Saturday, May 15, 2010

The Shoes that Say, "Mañana, Mañana"

What do shoes say about a culture? The ever-present polished leathers here in the nation's Capital, where seriousness and professionalism will promote yourself and your cause. The colorful pumas on college campuses that express individuality while buying into a particular style. The comfortable sketchers of suburban moms, perfect for pushing strollers and shopping carts.

My parents and sisters returned from their vacation in Spain (I'm not at all jealous. No.) with a brand, spanking new pairs of espadrilles for my wife and me (not to mention some first-rate olive oil bought from a slow food market). These delightful slippers made "where the sun always shines," to quote from the website, seem to me a fitting expression of Spanish culture.

Though originally unaware of their name or their origin, the shoes were not altogether unfamiliar to me. Espadrilles are trendy in Europe, and I am sure I saw plenty of them in Germany during the summer, and I'm intuitively attracted to their thinness and style. They are undoubtably cool, and the vague pleasure I have in them now perhaps resembles the strange excitement some women seem to have about shoe shopping (I'll never know for sure).

Yet, for my American feet, accustomed to restless wandering, these shoes feel a bit strange. Comfortable and strange, like a foreign massage technique. The soles, of weaved rope hugged in rubber, feel too small for my foot, while the rest of the fabric, comfortable and generous, feel too large. But they fit, because they were not meant to promote our hurrying to the next task, they were meant to promote warm-weather leisure (they are certainly too thin for winter).

As I discovered today when I took my daughter for a stroll, these shoes weren't made for walkin'. The soles are too skinny for a hike. When I pushed the stroller uphill, the fabric in the back of my right espadrille slipped down as if to say, "it's sandal weather. Show some heal!" Remarkably, it remained comfortable half off. The only walking these shoes were made for are strolls on a windy, Mediterranean beach. Your errands? Your hurry? That can wait.

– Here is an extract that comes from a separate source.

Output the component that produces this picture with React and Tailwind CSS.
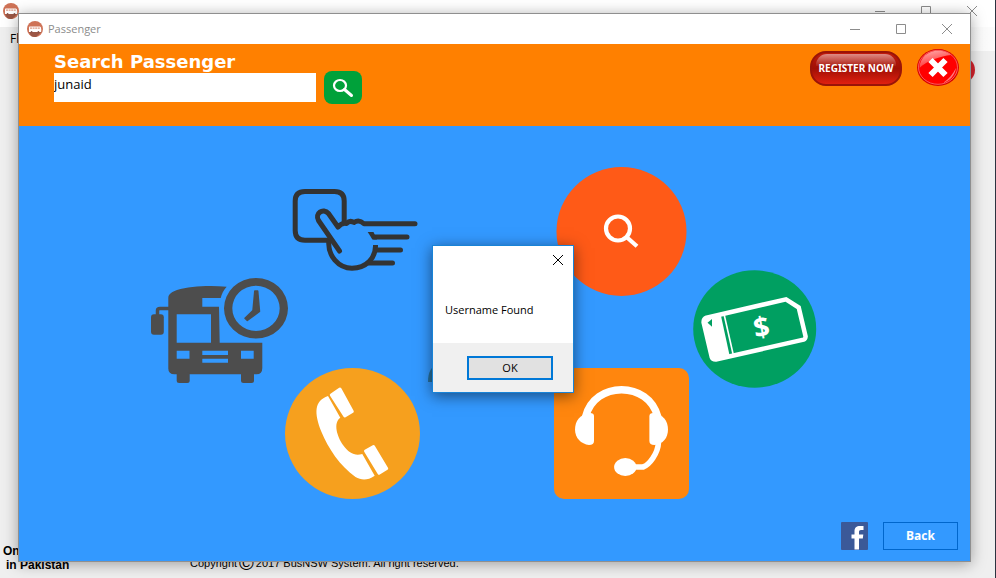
import React from "react";

function BusBadge({ label }) {
  return (
    <svg width="16" height="16" viewBox="0 0 16 16" role="img" aria-label={label}>
      <circle cx="8" cy="8" r="8" fill="#cf7357" />
      <path d="M15 10L9.5 15.8A8 8 0 0 1 4 15L2 11Z" fill="#9c5745" />
      <path d="M2.5 5.5H13Q14.2 5.5 14.2 8.2V11H2V7Q2 5.5 2.5 5.5Z" fill="#fff" />
      <path d="M3 7.2H13.2" stroke="#dd9a85" strokeWidth="1.2" strokeDasharray="2 .6" />
      <circle cx="4.6" cy="11" r="0.9" fill="#8a5348" />
      <circle cx="11.4" cy="11" r="0.9" fill="#8a5348" />
    </svg>
  );
}

function WindowControls() {
  return (
    <div className="flex h-full items-center">
      <button type="button" aria-label="Minimize" className="flex h-full w-[46px] items-center justify-center">
        <svg width="12" height="12" viewBox="0 0 12 12" fill="none" stroke="#8c8c8c">
          <path d="M1 6.5H11" />
        </svg>
      </button>
      <button type="button" aria-label="Maximize" className="flex h-full w-[46px] items-center justify-center">
        <svg width="12" height="12" viewBox="0 0 12 12" fill="none" stroke="#8c8c8c">
          <path d="M1.5 1.5H10.5V10.5H1.5Z" />
        </svg>
      </button>
      <button type="button" aria-label="Close" className="flex h-full w-[46px] items-center justify-center">
        <svg width="12" height="12" viewBox="0 0 12 12" fill="none" stroke="#8c8c8c">
          <path d="M1 1L11 11M11 1L1 11" />
        </svg>
      </button>
    </div>
  );
}

function CloseBadge() {
  return (
    <svg width="42" height="37" viewBox="0 0 42 37" className="block">
      <defs>
        <linearGradient id="gloss" x1="0" y1="0" x2="0.4" y2="1">
          <stop offset="0" stopColor="#ffb0b0" />
          <stop offset="1" stopColor="#ff2a2a" />
        </linearGradient>
      </defs>
      <ellipse cx="21" cy="18.5" rx="21" ry="18.5" fill="#d80000" />
      <ellipse cx="21" cy="18.3" rx="19.5" ry="17" fill="#ff0000" stroke="#ff9a9a" strokeWidth="0.6" />
      <path d="M2.5 19C3 8 11 2 21 1.8C27 1.8 31 3.5 34 6C24 7 9 12 2.5 19Z" fill="url(#gloss)" />
      <path d="M26 34C33 32 38 26 39 19C36 25 32 30 26 34Z" fill="#ff7a7a" />
      <path d="M13.5 11L28.5 26M28.5 11L13.5 26" stroke="#fff" strokeWidth="6" />
    </svg>
  );
}

function BusTimesIcon() {
  return (
    <svg width="135" height="112" viewBox="150 277 135 112" className="overflow-visible" fill="#4d4d4d">
      <path
        fillRule="evenodd"
        d="M168.3 298C168.3 294 172 292 177 290C190 286 210 285 226.7 286.7Q222.5 291 220.7 298H202.3V306.7H219L219.7 342.7H262.3V368Q262.3 374.3 256.5 374.3H174.5Q168.3 374.3 168.3 368.5ZM176.7 314.3V342.7H211V314.3ZM176.7 350.7V358.7H189.5V350.7ZM241 350.7V358.7H253.7V350.7ZM202.3 350.7V355H228V350.7ZM202.3 358.7V362.7H228V358.7Z"
      />
      <rect x="176.7" y="372" width="13" height="11" rx="2.5" />
      <rect x="241" y="372" width="13" height="11" rx="2.5" />
      <rect x="151" y="314.3" width="12.8" height="20.5" rx="3" />
      <path d="M157.5 316V310.5Q157.5 308.5 160 308.5H170" fill="none" stroke="#4d4d4d" strokeWidth="3.5" />
      <path
        fillRule="evenodd"
        d="M224 308.3A32 30.3 0 1 1 288 308.3A32 30.3 0 1 1 224 308.3ZM232.3 308.3A23.7 22.6 0 1 0 279.7 308.3A23.7 22.6 0 1 0 232.3 308.3Z"
      />
      <path
        d="M254.8 291H257.7L259.5 311.5L247.3 320.5L245 318.3L253 310.5Z"
        stroke="#4d4d4d"
        strokeWidth="1.5"
        strokeLinejoin="round"
      />
    </svg>
  );
}

function TapCardIcon() {
  return (
    <svg
      width="135"
      height="129"
      viewBox="285 167 135 129"
      fill="none"
      stroke="#333"
      strokeWidth="5"
      strokeLinecap="round"
    >
      <path strokeLinecap="butt" d="M344.2 223V201Q344.2 191.5 334.5 191.5H305Q295.2 191.5 295.2 201V230.5Q295.2 240.2 305 240.2H331" />
      <path strokeLinejoin="round" d="M339.5 251L318.5 220.5C314.5 213.5 323 207.5 328.5 213.5L338 227Q342 222.5 346.5 223.5Q350 219.8 354 222.5Q359 219 364 223.8H415" />
      <path strokeLinecap="butt" d="M329 240C327 256 339 268.2 352 268.2C366 268.2 376 258 375.5 245" />
      <path d="M374 237H407M377 250H400.5M368 263H392.5" />
      <path d="M367.7 232H373.5L377 239.5H372.5Z" fill="#333" stroke="none" />
    </svg>
  );
}

function PhoneIcon() {
  return (
    <svg width="135" height="131" viewBox="285 368 135 131">
      <ellipse cx="352.5" cy="433.5" rx="67.5" ry="65.5" fill="#f6a01e" />
      <path
        fill="#fff"
        d="M328 396L340.3 417.7C333 423 337 436 343 445C349 453.5 355 456 362.3 454L374.7 475.7C367 481 361 480 355.5 477C340 466 328 448 321.5 432C314 413 314 401 328 396Z"
      />
      <g fill="#fff" stroke="#fff" strokeWidth="3" strokeLinejoin="round">
        <path d="M331.3 395L340 389L352.3 411.5L344.8 416Z" />
        <path d="M365.5 451L373.5 446.5L386.7 468.5L379 473.3Z" />
      </g>
    </svg>
  );
}

function HiddenEmblem() {
  return (
    <svg width="134" height="332" viewBox="420 167 134 332">
      <path d="M428 382C428 372 431 367 437 365V382Z" fill="#256f9c" />
    </svg>
  );
}

function FindIcon() {
  return (
    <svg width="135" height="129" viewBox="554 167 135 129">
      <ellipse cx="621.5" cy="231.5" rx="65" ry="64.5" fill="#ff5a17" />
      <g fill="none" stroke="#fff" strokeWidth="4.2">
        <circle cx="618" cy="228.5" r="12" />
        <path d="M626.5 237L637 246.3" />
      </g>
    </svg>
  );
}

function HeadsetIcon() {
  return (
    <svg width="135" height="131" viewBox="554 368 135 131">
      <rect x="554" y="368" width="135" height="131" rx="10" fill="#ff860e" />
      <path d="M585.5 417C594 380.5 649 380.5 657.8 417" fill="none" stroke="#fff" strokeWidth="7.5" />
      <path
        fill="#fff"
        d="M594 416Q594 413 590 413C580 414 575 421 575 429.5C575 438 581 444 589 445Q594 445 594 441Z"
      />
      <path
        fill="#fff"
        d="M649.4 416Q649.4 413 653.4 413C663 414 668 421 668 429.5C668 438 663 444 654.4 445Q649.4 445 649.4 441Z"
      />
      <path d="M658.5 442C658 454 649 465 643 467H632" fill="none" stroke="#fff" strokeWidth="5.6" />
      <ellipse cx="625.3" cy="467" rx="11.2" ry="9" fill="#fff" />
    </svg>
  );
}

function TicketIcon() {
  return (
    <svg width="124" height="126" viewBox="693 270 124 126">
      <ellipse cx="754.7" cy="329" rx="61.5" ry="58.7" fill="#009f61" />
      <path
        d="M706.5 317.7L786 299.3L798.7 307.5L805.6 336.5Q805.5 339 803.5 339.7L716 359.4Q712.5 359.5 711.7 357L703.6 322.5Q703.5 318.8 706.5 317.7Z"
        fill="none"
        stroke="#fff"
        strokeWidth="4.5"
      />
      <path d="M706 317.5L720.7 314.5L729.7 356L715 359.5L711 356L703 321Z" fill="#fff" />
      <path d="M724 314L733.3 355" stroke="#fff" strokeWidth="1.6" />
      <path d="M707.5 322.7L712 319V326.7Z" fill="#009f61" />
      <text
        x="761.5"
        y="337"
        textAnchor="middle"
        transform="rotate(-10 761.5 327.5)"
        className="fill-white font-['Noto_Sans',sans-serif] text-[28px] font-bold"
      >
        $
      </text>
    </svg>
  );
}

function BackgroundApp() {
  return (
    <div className="flex h-full flex-col overflow-hidden border-r border-[#2b3340] bg-[#efefef] font-['Open_Sans',sans-serif] text-[12px] text-black">
      <div className="flex h-[27px] items-start justify-between bg-white pl-[3px]">
        <div className="flex h-[22px] items-center">
          <BusBadge label="BusNSW" />
        </div>
        <div className="h-[22px]">
          <WindowControls />
        </div>
      </div>
      <div className="flex h-6 items-center bg-linear-to-r from-[#efefef] to-[#fbfbfb] pl-[10px]">Fl</div>
      <div className="flex justify-end pt-[6px] pr-5">
        <svg width="26" height="26" viewBox="0 0 26 26">
          <circle cx="13" cy="13" r="13" fill="#d8232d" />
        </svg>
      </div>
      <div className="mt-auto flex items-end pb-[6px] font-['Liberation_Sans',sans-serif]">
        <div className="w-[190px] pl-[3px] text-[12px] leading-[14px] font-bold">
          <p>On</p>
          <p className="pl-[3px]">in Pakistan</p>
        </div>
        <p className="flex items-center gap-[2px] text-[11px] leading-[18px]">
          Copyright <span className="text-[20px] leading-4">©</span> 2017 BusNSW System. All right reserved.
        </p>
      </div>
    </div>
  );
}

function PassengerWindow() {
  return (
    <section className="absolute top-[13px] right-[25px] bottom-4 left-[18px] flex flex-col border border-[#8f8f8f] bg-[#3399ff] shadow-[0_2px_14px_rgba(0,0,0,0.35)]">
      <div className="flex h-[30px] shrink-0 items-center justify-between bg-white pl-2">
        <div className="flex items-center gap-[5px] font-['Open_Sans',sans-serif] text-[11px] text-[#8c8c8c]">
          <BusBadge label="Passenger window" />
          <h1>Passenger</h1>
        </div>
        <WindowControls />
      </div>

      <header className="flex h-[82px] shrink-0 items-start justify-between bg-[#ff8000] pr-[11px] pl-[35px]">
        <form className="pt-2" onSubmit={(e) => e.preventDefault()}>
          <label
            htmlFor="passenger"
            className="block font-['DejaVu_Sans',sans-serif] text-[18px] leading-[19px] font-bold text-white"
          >
            Search Passenger
          </label>
          <div className="flex items-center gap-2">
            <input
              id="passenger"
              type="text"
              defaultValue="junaid"
              className="h-[29px] w-[262px] bg-white pb-2 font-['Open_Sans',sans-serif] text-[13px] text-black outline-none"
            />
            <button
              type="submit"
              aria-label="Search"
              className="flex h-[33px] w-[38px] items-center justify-center rounded-[8px] bg-[#00a13a]"
            >
              <svg width="22" height="20" viewBox="0 0 22 20" fill="none" stroke="#fff">
                <ellipse cx="8" cy="7.5" rx="6" ry="5.5" strokeWidth="2.2" />
                <path d="M12.5 11.5L19.5 17.5" strokeWidth="3" strokeLinecap="round" />
              </svg>
            </button>
          </div>
        </form>
        <div className="flex items-end gap-[15px] pt-[5px]">
          <button
            type="button"
            className="relative h-[35px] w-[92px] rounded-[16px] border-2 border-[#9a1408] bg-linear-to-b from-[#c01a0c] via-[#a01005] to-[#e02010] font-['Noto_Sans',sans-serif] text-[10px] font-bold whitespace-nowrap text-white"
          >
            <span className="absolute inset-x-1 top-px h-3 rounded-t-[11px] bg-linear-to-b from-white/50 to-white/5" />
            <span className="relative">REGISTER NOW</span>
          </button>
          <button type="button" aria-label="Close passenger search">
            <CloseBadge />
          </button>
        </div>
      </header>

      <main className="flex grow flex-col justify-between">
        <div className="flex items-center justify-center pt-[41px] pr-[22px]">
          <button type="button" aria-label="Bus times">
            <BusTimesIcon />
          </button>
          <div className="flex flex-col gap-[72px]">
            <button type="button" aria-label="Tap card">
              <TapCardIcon />
            </button>
            <button type="button" aria-label="Call">
              <PhoneIcon />
            </button>
          </div>
          <HiddenEmblem />
          <div className="flex flex-col gap-[72px]">
            <button type="button" aria-label="Find passenger">
              <FindIcon />
            </button>
            <button type="button" aria-label="Support">
              <HeadsetIcon />
            </button>
          </div>
          <button type="button" aria-label="Tickets" className="ml-1">
            <TicketIcon />
          </button>
        </div>
        <footer className="flex items-center justify-end gap-[15px] pr-3 pb-[11px]">
          <a href="#facebook" aria-label="Facebook">
            <svg width="27" height="28" viewBox="0 0 27 28" className="block">
              <rect width="27" height="28" rx="1" fill="#3b5998" />
              <path
                fill="#fff"
                d="M13.5 27.5V16.5H10.5V12.5H13.5V9.5C13.5 5.5 15.5 4 19 4H22.5V8H20C18.5 8 18 8.7 18 10V12.5H22.3L21.8 16.5H18V27.5Z"
              />
            </svg>
          </a>
          <button
            type="button"
            className="h-7 w-[75px] border border-[#0066cc] font-['Open_Sans',sans-serif] text-[12px] font-bold text-white"
          >
            Back
          </button>
        </footer>
      </main>
    </section>
  );
}

function MessageBox() {
  return (
    <div
      role="dialog"
      aria-labelledby="message"
      className="absolute top-[245px] left-[432px] w-[142px] border border-[#1883d7] bg-white font-['Open_Sans',sans-serif] text-[11px] text-black shadow-[0_3px_14px_rgba(0,0,0,0.5)]"
    >
      <div className="flex h-7 items-center justify-end pr-[9px]">
        <button type="button" aria-label="Dismiss">
          <svg width="12" height="12" viewBox="0 0 12 12" stroke="#000" className="block">
            <path d="M1 1L11 11M11 1L1 11" />
          </svg>
        </button>
      </div>
      <p id="message" className="h-[69px] pt-7 pl-3 leading-4 whitespace-nowrap">
        Username Found
      </p>
      <div className="flex h-[49px] items-center justify-end bg-[#f0f0f0] pr-5">
        <button type="button" className="h-6 w-[86px] border-2 border-[#0078d7] bg-[#e1e1e1] leading-5">
          OK
        </button>
      </div>
    </div>
  );
}

export default function App() {
  return (
    <div className="relative h-screen overflow-hidden">
      <BackgroundApp />
      <PassengerWindow />
      <MessageBox />
    </div>
  );
}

If espadrilles could speak, they would say, "mañana, mañana." Tomorrow, tomorrow. This was the Spanish mantra my wife learned when she spent a semester in Malaga. It is usually spoken in response to a request. It could mean, "I won't do that," or "I'll get to that," or "yes, but right now there are more important, or at least more pleasurable things to do. So let's put that off until tomorrow." It is usually a mystery to foreigners exactly which one the speaker means (though it reminds me of when we Americans say, "let's get together sometime"). Espadrilles are meant for sunny Saturdays and beach vacations. They are relaxed and comfortable and can bring you as far as that one open table in your favorite outdoor cafe. Wear them when you crack open that book for pleasure reading. Order that drink you have been fantasizing about since you woke up this morning, along with, perhaps, a plate of churros.

As for work, bills, diet, exercise, progress and discipline? Mañana, mañana.